* Begin *

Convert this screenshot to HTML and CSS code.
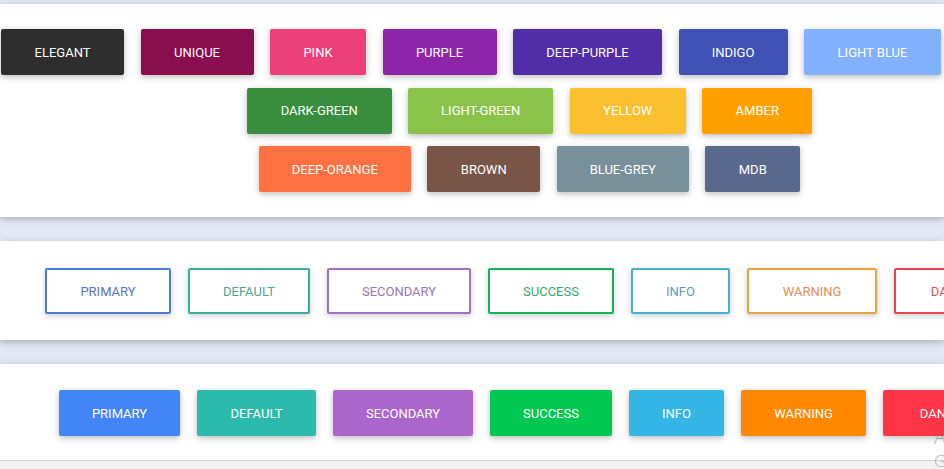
FILE: index.html
```html
<!DOCTYPE html>
<html lang="en">
<head>
<meta charset="utf-8">
<title>Buttons</title>
<link rel="stylesheet" href="styles.css">
</head>
<body>
<main class="page">
  <section class="card card-colors">
    <div class="row row-first">
      <button class="btn elegant">ELEGANT</button>
      <button class="btn unique">UNIQUE</button>
      <button class="btn pink">PINK</button>
      <button class="btn purple">PURPLE</button>
      <button class="btn deep-purple">DEEP-PURPLE</button>
      <button class="btn indigo">INDIGO</button>
      <button class="btn light-blue">LIGHT BLUE</button>
    </div>
    <div class="row row-centered">
      <button class="btn dark-green">DARK-GREEN</button>
      <button class="btn light-green">LIGHT-GREEN</button>
      <button class="btn yellow">YELLOW</button>
      <button class="btn amber">AMBER</button>
    </div>
    <div class="row row-centered">
      <button class="btn deep-orange">DEEP-ORANGE</button>
      <button class="btn brown">BROWN</button>
      <button class="btn blue-grey">BLUE-GREY</button>
      <button class="btn mdb">MDB</button>
    </div>
  </section>

  <section class="card card-outline">
    <div class="row row-outline">
      <button class="btn outline o-primary">PRIMARY</button>
      <button class="btn outline o-default">DEFAULT</button>
      <button class="btn outline o-secondary">SECONDARY</button>
      <button class="btn outline o-success">SUCCESS</button>
      <button class="btn outline o-info">INFO</button>
      <button class="btn outline o-warning">WARNING</button>
      <button class="btn outline o-danger">DANGER</button>
    </div>
  </section>

  <section class="card card-solid">
    <div class="row row-solid">
      <button class="btn s-primary">PRIMARY</button>
      <button class="btn s-default">DEFAULT</button>
      <button class="btn s-secondary">SECONDARY</button>
      <button class="btn s-success">SUCCESS</button>
      <button class="btn s-info">INFO</button>
      <button class="btn s-warning">WARNING</button>
      <button class="btn s-danger">DANGER</button>
    </div>
  </section>

  <footer class="footer"></footer>
</main>
<div class="watermark">
  <div class="wm-line">Activate Windows</div>
  <div class="wm-line wm-small">Go to Settings to activate Windows.</div>
</div>
</body>
</html>
```

FILE: styles.css
```css
html, body {
  margin: 0;
  padding: 0;
  overflow: hidden;
  height: 100%;
}

body {
  background: #e4e8f5;
  font-family: Roboto, "Liberation Sans", Arial, sans-serif;
}

.page {
  display: flex;
  flex-direction: column;
  padding-top: 4px;
}

.card {
  background: #ffffff;
  box-shadow: 0 2px 5px 0 rgba(0, 0, 0, 0.16), 0 2px 10px 0 rgba(0, 0, 0, 0.12);
  overflow: hidden;
}

.card-colors {
  height: 213px;
  box-sizing: border-box;
  padding: 25px 0 0;
  display: flex;
  flex-direction: column;
  gap: 12.5px;
}

.card-outline {
  margin-top: 24px;
  height: 99px;
  box-sizing: border-box;
  padding-top: 27px;
}

.card-solid {
  margin-top: 24px;
  height: 96px;
  box-sizing: border-box;
  padding-top: 26px;
}

.footer {
  height: 10px;
  border-top: 1px solid #d2d2d2;
  background: #f2f2f2;
}

.row {
  display: flex;
  gap: 16.5px;
}

.row-first {
  padding-left: 1px;
}

.row-centered {
  justify-content: center;
  padding-left: 115px;
}

.row-outline {
  padding-left: 45px;
  gap: 17px;
}

.row-solid {
  padding-left: 59px;
  gap: 17px;
}

.btn {
  flex: 0 0 auto;
  height: 46px;
  box-sizing: border-box;
  border: 0;
  border-radius: 2px;
  padding: 0;
  margin: 0;
  display: flex;
  align-items: center;
  justify-content: center;
  color: #ffffff;
  font-family: Roboto, "Liberation Sans", Arial, sans-serif;
  font-size: 13px;
  font-weight: 400;
  text-transform: uppercase;
  box-shadow: 0 2px 5px 0 rgba(0, 0, 0, 0.16), 0 2px 10px 0 rgba(0, 0, 0, 0.12);
  white-space: nowrap;
}

/* colour palette row */
.elegant { width: 123px; background: #2e2e2e; }
.unique { width: 113px; background: #880e4f; }
.pink { width: 96px; background: #ec407a; }
.purple { width: 114px; background: #8e24aa; }
.deep-purple { width: 149px; background: #512da8; }
.indigo { width: 109px; background: #3f51b5; }
.light-blue { width: 137px; background: #82b1ff; }
.dark-green { width: 145px; background: #388e3c; }
.light-green { width: 145px; background: #8bc34a; }
.yellow { width: 116px; background: #fbc02d; }
.amber { width: 110px; background: #ffa000; }
.deep-orange { width: 152px; background: #ff7043; }
.brown { width: 113px; background: #795548; }
.blue-grey { width: 132px; background: #78909c; }
.mdb { width: 95px; background: #59698d; }

/* outline buttons */
.outline {
  background: #ffffff;
  border: 2px solid;
  box-shadow: 0 2px 5px 0 rgba(0, 0, 0, 0.12), 0 2px 8px 0 rgba(0, 0, 0, 0.08);
}
.o-primary { width: 126px; border-color: #4d7cd6; color: #5b73bf; }
.o-default { width: 122px; border-color: #34b09f; color: #4aa595; }
.o-secondary { width: 144px; border-color: #a070c4; color: #9678b2; }
.o-success { width: 126px; border-color: #16b45a; color: #35a865; }
.o-info { width: 99px; border-color: #43b0d6; color: #5b9fc0; }
.o-warning { width: 130px; border-color: #eea03c; color: #e88b55; }
.o-danger { width: 124px; border-color: #e8434f; color: #e04f55; }

/* solid buttons */
.s-primary { width: 121px; background: #4285f4; }
.s-default { width: 119px; background: #2bbbad; }
.s-secondary { width: 140px; background: #aa66cc; }
.s-success { width: 122px; background: #00c851; }
.s-info { width: 95px; background: #33b5e5; }
.s-warning { width: 125px; background: #ff8800; }
.s-danger { width: 124px; background: #ff3547; }

.watermark {
  position: absolute;
  left: 934px;
  top: 426px;
  color: rgba(110, 110, 110, 0.55);
  font-family: "Open Sans", "Liberation Sans", sans-serif;
  font-size: 19px;
  font-weight: 300;
  line-height: 23px;
  white-space: nowrap;
}

.wm-small {
  font-size: 17px;
}
```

* End *

**Aim**
Print out the whole of the material word for word, without pictures.

**Completed task**
Convert this screenshot to HTML and CSS code.
FILE: index.html
```html
<!DOCTYPE html>
<html lang="en">
<head>
<meta charset="utf-8">
<title>Buttons</title>
<link rel="stylesheet" href="styles.css">
</head>
<body>
<main class="page">
  <section class="card card-colors">
    <div class="row row-first">
      <button class="btn elegant">ELEGANT</button>
      <button class="btn unique">UNIQUE</button>
      <button class="btn pink">PINK</button>
      <button class="btn purple">PURPLE</button>
      <button class="btn deep-purple">DEEP-PURPLE</button>
      <button class="btn indigo">INDIGO</button>
      <button class="btn light-blue">LIGHT BLUE</button>
    </div>
    <div class="row row-centered">
      <button class="btn dark-green">DARK-GREEN</button>
      <button class="btn light-green">LIGHT-GREEN</button>
      <button class="btn yellow">YELLOW</button>
      <button class="btn amber">AMBER</button>
    </div>
    <div class="row row-centered">
      <button class="btn deep-orange">DEEP-ORANGE</button>
      <button class="btn brown">BROWN</button>
      <button class="btn blue-grey">BLUE-GREY</button>
      <button class="btn mdb">MDB</button>
    </div>
  </section>

  <section class="card card-outline">
    <div class="row row-outline">
      <button class="btn outline o-primary">PRIMARY</button>
      <button class="btn outline o-default">DEFAULT</button>
      <button class="btn outline o-secondary">SECONDARY</button>
      <button class="btn outline o-success">SUCCESS</button>
      <button class="btn outline o-info">INFO</button>
      <button class="btn outline o-warning">WARNING</button>
      <button class="btn outline o-danger">DANGER</button>
    </div>
  </section>

  <section class="card card-solid">
    <div class="row row-solid">
      <button class="btn s-primary">PRIMARY</button>
      <button class="btn s-default">DEFAULT</button>
      <button class="btn s-secondary">SECONDARY</button>
      <button class="btn s-success">SUCCESS</button>
      <button class="btn s-info">INFO</button>
      <button class="btn s-warning">WARNING</button>
      <button class="btn s-danger">DANGER</button>
    </div>
  </section>

  <footer class="footer"></footer>
</main>
<div class="watermark">
  <div class="wm-line">Activate Windows</div>
  <div class="wm-line wm-small">Go to Settings to activate Windows.</div>
</div>
</body>
</html>
```

FILE: styles.css
```css
html, body {
  margin: 0;
  padding: 0;
  overflow: hidden;
  height: 100%;
}

body {
  background: #e4e8f5;
  font-family: Roboto, "Liberation Sans", Arial, sans-serif;
}

.page {
  display: flex;
  flex-direction: column;
  padding-top: 4px;
}

.card {
  background: #ffffff;
  box-shadow: 0 2px 5px 0 rgba(0, 0, 0, 0.16), 0 2px 10px 0 rgba(0, 0, 0, 0.12);
  overflow: hidden;
}

.card-colors {
  height: 213px;
  box-sizing: border-box;
  padding: 25px 0 0;
  display: flex;
  flex-direction: column;
  gap: 12.5px;
}

.card-outline {
  margin-top: 24px;
  height: 99px;
  box-sizing: border-box;
  padding-top: 27px;
}

.card-solid {
  margin-top: 24px;
  height: 96px;
  box-sizing: border-box;
  padding-top: 26px;
}

.footer {
  height: 10px;
  border-top: 1px solid #d2d2d2;
  background: #f2f2f2;
}

.row {
  display: flex;
  gap: 16.5px;
}

.row-first {
  padding-left: 1px;
}

.row-centered {
  justify-content: center;
  padding-left: 115px;
}

.row-outline {
  padding-left: 45px;
  gap: 17px;
}

.row-solid {
  padding-left: 59px;
  gap: 17px;
}

.btn {
  flex: 0 0 auto;
  height: 46px;
  box-sizing: border-box;
  border: 0;
  border-radius: 2px;
  padding: 0;
  margin: 0;
  display: flex;
  align-items: center;
  justify-content: center;
  color: #ffffff;
  font-family: Roboto, "Liberation Sans", Arial, sans-serif;
  font-size: 13px;
  font-weight: 400;
  text-transform: uppercase;
  box-shadow: 0 2px 5px 0 rgba(0, 0, 0, 0.16), 0 2px 10px 0 rgba(0, 0, 0, 0.12);
  white-space: nowrap;
}

/* colour palette row */
.elegant { width: 123px; background: #2e2e2e; }
.unique { width: 113px; background: #880e4f; }
.pink { width: 96px; background: #ec407a; }
.purple { width: 114px; background: #8e24aa; }
.deep-purple { width: 149px; background: #512da8; }
.indigo { width: 109px; background: #3f51b5; }
.light-blue { width: 137px; background: #82b1ff; }
.dark-green { width: 145px; background: #388e3c; }
.light-green { width: 145px; background: #8bc34a; }
.yellow { width: 116px; background: #fbc02d; }
.amber { width: 110px; background: #ffa000; }
.deep-orange { width: 152px; background: #ff7043; }
.brown { width: 113px; background: #795548; }
.blue-grey { width: 132px; background: #78909c; }
.mdb { width: 95px; background: #59698d; }

/* outline buttons */
.outline {
  background: #ffffff;
  border: 2px solid;
  box-shadow: 0 2px 5px 0 rgba(0, 0, 0, 0.12), 0 2px 8px 0 rgba(0, 0, 0, 0.08);
}
.o-primary { width: 126px; border-color: #4d7cd6; color: #5b73bf; }
.o-default { width: 122px; border-color: #34b09f; color: #4aa595; }
.o-secondary { width: 144px; border-color: #a070c4; color: #9678b2; }
.o-success { width: 126px; border-color: #16b45a; color: #35a865; }
.o-info { width: 99px; border-color: #43b0d6; color: #5b9fc0; }
.o-warning { width: 130px; border-color: #eea03c; color: #e88b55; }
.o-danger { width: 124px; border-color: #e8434f; color: #e04f55; }

/* solid buttons */
.s-primary { width: 121px; background: #4285f4; }
.s-default { width: 119px; background: #2bbbad; }
.s-secondary { width: 140px; background: #aa66cc; }
.s-success { width: 122px; background: #00c851; }
.s-info { width: 95px; background: #33b5e5; }
.s-warning { width: 125px; background: #ff8800; }
.s-danger { width: 124px; background: #ff3547; }

.watermark {
  position: absolute;
  left: 934px;
  top: 426px;
  color: rgba(110, 110, 110, 0.55);
  font-family: "Open Sans", "Liberation Sans", sans-serif;
  font-size: 19px;
  font-weight: 300;
  line-height: 23px;
  white-space: nowrap;
}

.wm-small {
  font-size: 17px;
}
```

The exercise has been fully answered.